## Written instruction
Repeat the full listing below verbatim and keep the images out.
● ● ● ● ● ● ●
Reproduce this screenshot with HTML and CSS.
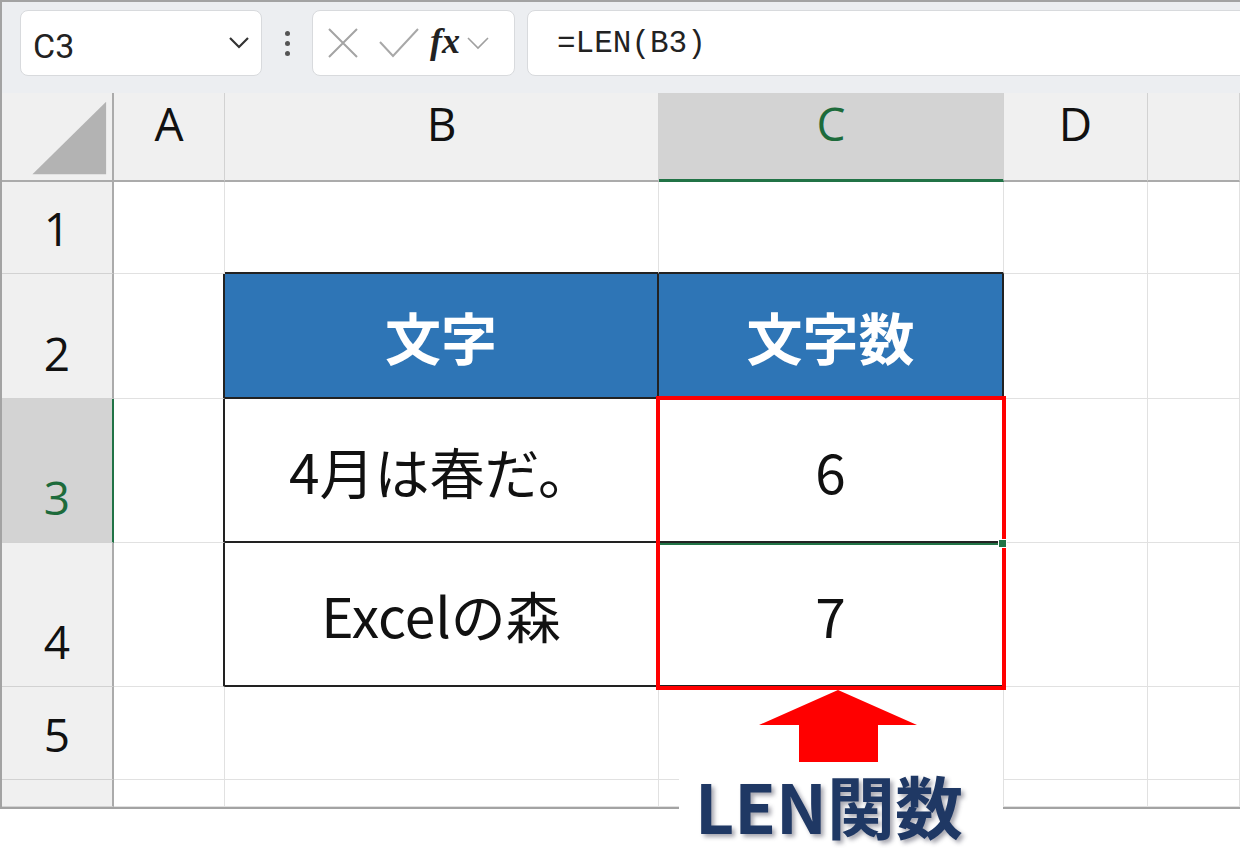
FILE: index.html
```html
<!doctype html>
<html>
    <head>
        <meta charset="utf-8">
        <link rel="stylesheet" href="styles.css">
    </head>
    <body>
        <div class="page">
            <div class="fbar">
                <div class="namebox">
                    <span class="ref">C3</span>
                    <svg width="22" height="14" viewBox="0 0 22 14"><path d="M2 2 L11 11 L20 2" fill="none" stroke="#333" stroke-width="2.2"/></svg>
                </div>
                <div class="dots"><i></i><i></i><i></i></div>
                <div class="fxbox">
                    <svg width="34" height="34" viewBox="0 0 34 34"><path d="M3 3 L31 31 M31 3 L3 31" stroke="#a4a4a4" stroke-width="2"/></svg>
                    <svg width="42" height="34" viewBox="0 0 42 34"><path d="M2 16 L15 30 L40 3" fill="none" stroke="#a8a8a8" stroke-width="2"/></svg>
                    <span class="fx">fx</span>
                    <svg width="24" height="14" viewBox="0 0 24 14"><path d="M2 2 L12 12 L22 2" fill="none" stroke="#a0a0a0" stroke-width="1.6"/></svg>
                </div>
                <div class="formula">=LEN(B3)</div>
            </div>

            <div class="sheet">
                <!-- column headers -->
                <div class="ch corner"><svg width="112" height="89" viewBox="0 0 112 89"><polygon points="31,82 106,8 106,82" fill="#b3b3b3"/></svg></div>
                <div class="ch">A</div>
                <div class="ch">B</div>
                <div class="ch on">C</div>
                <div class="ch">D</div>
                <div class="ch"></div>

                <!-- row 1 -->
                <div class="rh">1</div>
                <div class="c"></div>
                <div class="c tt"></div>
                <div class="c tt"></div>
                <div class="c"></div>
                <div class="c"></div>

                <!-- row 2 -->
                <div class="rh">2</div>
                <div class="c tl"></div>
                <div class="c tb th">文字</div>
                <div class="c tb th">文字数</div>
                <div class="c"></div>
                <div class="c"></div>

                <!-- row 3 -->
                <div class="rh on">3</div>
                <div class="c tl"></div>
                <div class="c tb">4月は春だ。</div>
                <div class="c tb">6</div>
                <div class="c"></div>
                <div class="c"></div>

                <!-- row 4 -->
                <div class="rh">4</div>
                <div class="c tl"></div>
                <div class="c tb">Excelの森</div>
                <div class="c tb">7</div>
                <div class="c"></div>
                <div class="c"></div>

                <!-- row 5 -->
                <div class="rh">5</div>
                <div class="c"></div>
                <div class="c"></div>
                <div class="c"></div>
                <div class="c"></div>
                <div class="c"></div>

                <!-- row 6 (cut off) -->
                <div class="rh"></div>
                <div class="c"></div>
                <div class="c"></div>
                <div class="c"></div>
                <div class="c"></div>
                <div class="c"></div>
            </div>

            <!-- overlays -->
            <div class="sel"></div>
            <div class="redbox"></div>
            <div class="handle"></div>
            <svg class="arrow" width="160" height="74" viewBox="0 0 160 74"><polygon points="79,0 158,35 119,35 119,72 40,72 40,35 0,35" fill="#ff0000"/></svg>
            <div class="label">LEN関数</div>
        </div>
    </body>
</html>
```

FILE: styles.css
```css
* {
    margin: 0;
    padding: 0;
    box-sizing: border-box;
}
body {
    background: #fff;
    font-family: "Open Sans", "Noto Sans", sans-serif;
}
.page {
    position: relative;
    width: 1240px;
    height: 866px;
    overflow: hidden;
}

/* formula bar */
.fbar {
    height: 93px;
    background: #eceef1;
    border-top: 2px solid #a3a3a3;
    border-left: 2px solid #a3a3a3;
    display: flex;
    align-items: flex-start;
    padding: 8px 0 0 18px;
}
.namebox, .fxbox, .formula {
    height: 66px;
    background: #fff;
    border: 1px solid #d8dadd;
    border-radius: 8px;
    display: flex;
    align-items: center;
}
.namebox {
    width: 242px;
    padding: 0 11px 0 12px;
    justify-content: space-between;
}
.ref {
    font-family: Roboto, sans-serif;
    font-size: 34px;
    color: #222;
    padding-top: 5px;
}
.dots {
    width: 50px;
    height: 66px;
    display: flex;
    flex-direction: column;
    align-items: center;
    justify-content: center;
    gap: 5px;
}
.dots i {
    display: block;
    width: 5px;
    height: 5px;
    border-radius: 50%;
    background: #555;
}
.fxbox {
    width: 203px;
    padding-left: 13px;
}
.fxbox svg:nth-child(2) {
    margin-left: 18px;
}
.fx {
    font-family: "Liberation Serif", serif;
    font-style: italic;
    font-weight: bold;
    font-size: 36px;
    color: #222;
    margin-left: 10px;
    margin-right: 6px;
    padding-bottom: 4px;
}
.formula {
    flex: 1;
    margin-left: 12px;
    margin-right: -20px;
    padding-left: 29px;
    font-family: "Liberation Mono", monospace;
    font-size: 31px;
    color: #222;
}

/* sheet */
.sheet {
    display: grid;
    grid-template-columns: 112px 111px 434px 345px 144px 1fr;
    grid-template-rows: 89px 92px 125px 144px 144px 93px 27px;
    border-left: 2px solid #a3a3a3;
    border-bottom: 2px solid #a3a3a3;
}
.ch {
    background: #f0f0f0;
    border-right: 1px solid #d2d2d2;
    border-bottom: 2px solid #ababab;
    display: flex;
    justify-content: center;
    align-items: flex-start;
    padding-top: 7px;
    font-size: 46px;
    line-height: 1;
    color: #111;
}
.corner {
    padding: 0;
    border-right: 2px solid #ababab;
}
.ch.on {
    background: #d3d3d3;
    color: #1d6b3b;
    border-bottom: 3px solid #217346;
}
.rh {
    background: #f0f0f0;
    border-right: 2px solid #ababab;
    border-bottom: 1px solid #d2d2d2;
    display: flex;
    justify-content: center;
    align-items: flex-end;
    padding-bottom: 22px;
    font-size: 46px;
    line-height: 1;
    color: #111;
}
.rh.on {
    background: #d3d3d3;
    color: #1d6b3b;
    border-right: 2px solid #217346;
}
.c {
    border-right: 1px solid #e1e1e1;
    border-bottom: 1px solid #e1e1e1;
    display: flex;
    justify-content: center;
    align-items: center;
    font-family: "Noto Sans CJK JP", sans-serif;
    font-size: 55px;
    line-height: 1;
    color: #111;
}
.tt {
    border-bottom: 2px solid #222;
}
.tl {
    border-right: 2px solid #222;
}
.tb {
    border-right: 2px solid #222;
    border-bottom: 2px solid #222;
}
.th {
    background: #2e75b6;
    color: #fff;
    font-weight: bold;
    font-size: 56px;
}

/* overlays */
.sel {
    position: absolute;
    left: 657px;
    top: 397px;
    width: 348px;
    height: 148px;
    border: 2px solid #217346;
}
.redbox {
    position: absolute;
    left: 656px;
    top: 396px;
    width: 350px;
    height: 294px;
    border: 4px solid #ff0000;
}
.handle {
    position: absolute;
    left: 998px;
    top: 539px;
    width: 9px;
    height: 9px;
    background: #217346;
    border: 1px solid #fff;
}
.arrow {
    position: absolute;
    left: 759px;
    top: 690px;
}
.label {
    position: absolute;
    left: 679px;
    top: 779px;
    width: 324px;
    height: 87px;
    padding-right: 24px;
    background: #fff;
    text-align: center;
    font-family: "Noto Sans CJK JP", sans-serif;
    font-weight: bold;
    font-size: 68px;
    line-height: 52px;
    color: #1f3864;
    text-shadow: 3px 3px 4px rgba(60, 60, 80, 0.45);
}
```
● ● ● ● ● ● ●
## Solution below
Reproduce this screenshot with HTML and CSS.
FILE: index.html
```html
<!doctype html>
<html>
    <head>
        <meta charset="utf-8">
        <link rel="stylesheet" href="styles.css">
    </head>
    <body>
        <div class="page">
            <div class="fbar">
                <div class="namebox">
                    <span class="ref">C3</span>
                    <svg width="22" height="14" viewBox="0 0 22 14"><path d="M2 2 L11 11 L20 2" fill="none" stroke="#333" stroke-width="2.2"/></svg>
                </div>
                <div class="dots"><i></i><i></i><i></i></div>
                <div class="fxbox">
                    <svg width="34" height="34" viewBox="0 0 34 34"><path d="M3 3 L31 31 M31 3 L3 31" stroke="#a4a4a4" stroke-width="2"/></svg>
                    <svg width="42" height="34" viewBox="0 0 42 34"><path d="M2 16 L15 30 L40 3" fill="none" stroke="#a8a8a8" stroke-width="2"/></svg>
                    <span class="fx">fx</span>
                    <svg width="24" height="14" viewBox="0 0 24 14"><path d="M2 2 L12 12 L22 2" fill="none" stroke="#a0a0a0" stroke-width="1.6"/></svg>
                </div>
                <div class="formula">=LEN(B3)</div>
            </div>

            <div class="sheet">
                <!-- column headers -->
                <div class="ch corner"><svg width="112" height="89" viewBox="0 0 112 89"><polygon points="31,82 106,8 106,82" fill="#b3b3b3"/></svg></div>
                <div class="ch">A</div>
                <div class="ch">B</div>
                <div class="ch on">C</div>
                <div class="ch">D</div>
                <div class="ch"></div>

                <!-- row 1 -->
                <div class="rh">1</div>
                <div class="c"></div>
                <div class="c tt"></div>
                <div class="c tt"></div>
                <div class="c"></div>
                <div class="c"></div>

                <!-- row 2 -->
                <div class="rh">2</div>
                <div class="c tl"></div>
                <div class="c tb th">文字</div>
                <div class="c tb th">文字数</div>
                <div class="c"></div>
                <div class="c"></div>

                <!-- row 3 -->
                <div class="rh on">3</div>
                <div class="c tl"></div>
                <div class="c tb">4月は春だ。</div>
                <div class="c tb">6</div>
                <div class="c"></div>
                <div class="c"></div>

                <!-- row 4 -->
                <div class="rh">4</div>
                <div class="c tl"></div>
                <div class="c tb">Excelの森</div>
                <div class="c tb">7</div>
                <div class="c"></div>
                <div class="c"></div>

                <!-- row 5 -->
                <div class="rh">5</div>
                <div class="c"></div>
                <div class="c"></div>
                <div class="c"></div>
                <div class="c"></div>
                <div class="c"></div>

                <!-- row 6 (cut off) -->
                <div class="rh"></div>
                <div class="c"></div>
                <div class="c"></div>
                <div class="c"></div>
                <div class="c"></div>
                <div class="c"></div>
            </div>

            <!-- overlays -->
            <div class="sel"></div>
            <div class="redbox"></div>
            <div class="handle"></div>
            <svg class="arrow" width="160" height="74" viewBox="0 0 160 74"><polygon points="79,0 158,35 119,35 119,72 40,72 40,35 0,35" fill="#ff0000"/></svg>
            <div class="label">LEN関数</div>
        </div>
    </body>
</html>
```

FILE: styles.css
```css
* {
    margin: 0;
    padding: 0;
    box-sizing: border-box;
}
body {
    background: #fff;
    font-family: "Open Sans", "Noto Sans", sans-serif;
}
.page {
    position: relative;
    width: 1240px;
    height: 866px;
    overflow: hidden;
}

/* formula bar */
.fbar {
    height: 93px;
    background: #eceef1;
    border-top: 2px solid #a3a3a3;
    border-left: 2px solid #a3a3a3;
    display: flex;
    align-items: flex-start;
    padding: 8px 0 0 18px;
}
.namebox, .fxbox, .formula {
    height: 66px;
    background: #fff;
    border: 1px solid #d8dadd;
    border-radius: 8px;
    display: flex;
    align-items: center;
}
.namebox {
    width: 242px;
    padding: 0 11px 0 12px;
    justify-content: space-between;
}
.ref {
    font-family: Roboto, sans-serif;
    font-size: 34px;
    color: #222;
    padding-top: 5px;
}
.dots {
    width: 50px;
    height: 66px;
    display: flex;
    flex-direction: column;
    align-items: center;
    justify-content: center;
    gap: 5px;
}
.dots i {
    display: block;
    width: 5px;
    height: 5px;
    border-radius: 50%;
    background: #555;
}
.fxbox {
    width: 203px;
    padding-left: 13px;
}
.fxbox svg:nth-child(2) {
    margin-left: 18px;
}
.fx {
    font-family: "Liberation Serif", serif;
    font-style: italic;
    font-weight: bold;
    font-size: 36px;
    color: #222;
    margin-left: 10px;
    margin-right: 6px;
    padding-bottom: 4px;
}
.formula {
    flex: 1;
    margin-left: 12px;
    margin-right: -20px;
    padding-left: 29px;
    font-family: "Liberation Mono", monospace;
    font-size: 31px;
    color: #222;
}

/* sheet */
.sheet {
    display: grid;
    grid-template-columns: 112px 111px 434px 345px 144px 1fr;
    grid-template-rows: 89px 92px 125px 144px 144px 93px 27px;
    border-left: 2px solid #a3a3a3;
    border-bottom: 2px solid #a3a3a3;
}
.ch {
    background: #f0f0f0;
    border-right: 1px solid #d2d2d2;
    border-bottom: 2px solid #ababab;
    display: flex;
    justify-content: center;
    align-items: flex-start;
    padding-top: 7px;
    font-size: 46px;
    line-height: 1;
    color: #111;
}
.corner {
    padding: 0;
    border-right: 2px solid #ababab;
}
.ch.on {
    background: #d3d3d3;
    color: #1d6b3b;
    border-bottom: 3px solid #217346;
}
.rh {
    background: #f0f0f0;
    border-right: 2px solid #ababab;
    border-bottom: 1px solid #d2d2d2;
    display: flex;
    justify-content: center;
    align-items: flex-end;
    padding-bottom: 22px;
    font-size: 46px;
    line-height: 1;
    color: #111;
}
.rh.on {
    background: #d3d3d3;
    color: #1d6b3b;
    border-right: 2px solid #217346;
}
.c {
    border-right: 1px solid #e1e1e1;
    border-bottom: 1px solid #e1e1e1;
    display: flex;
    justify-content: center;
    align-items: center;
    font-family: "Noto Sans CJK JP", sans-serif;
    font-size: 55px;
    line-height: 1;
    color: #111;
}
.tt {
    border-bottom: 2px solid #222;
}
.tl {
    border-right: 2px solid #222;
}
.tb {
    border-right: 2px solid #222;
    border-bottom: 2px solid #222;
}
.th {
    background: #2e75b6;
    color: #fff;
    font-weight: bold;
    font-size: 56px;
}

/* overlays */
.sel {
    position: absolute;
    left: 657px;
    top: 397px;
    width: 348px;
    height: 148px;
    border: 2px solid #217346;
}
.redbox {
    position: absolute;
    left: 656px;
    top: 396px;
    width: 350px;
    height: 294px;
    border: 4px solid #ff0000;
}
.handle {
    position: absolute;
    left: 998px;
    top: 539px;
    width: 9px;
    height: 9px;
    background: #217346;
    border: 1px solid #fff;
}
.arrow {
    position: absolute;
    left: 759px;
    top: 690px;
}
.label {
    position: absolute;
    left: 679px;
    top: 779px;
    width: 324px;
    height: 87px;
    padding-right: 24px;
    background: #fff;
    text-align: center;
    font-family: "Noto Sans CJK JP", sans-serif;
    font-weight: bold;
    font-size: 68px;
    line-height: 52px;
    color: #1f3864;
    text-shadow: 3px 3px 4px rgba(60, 60, 80, 0.45);
}
```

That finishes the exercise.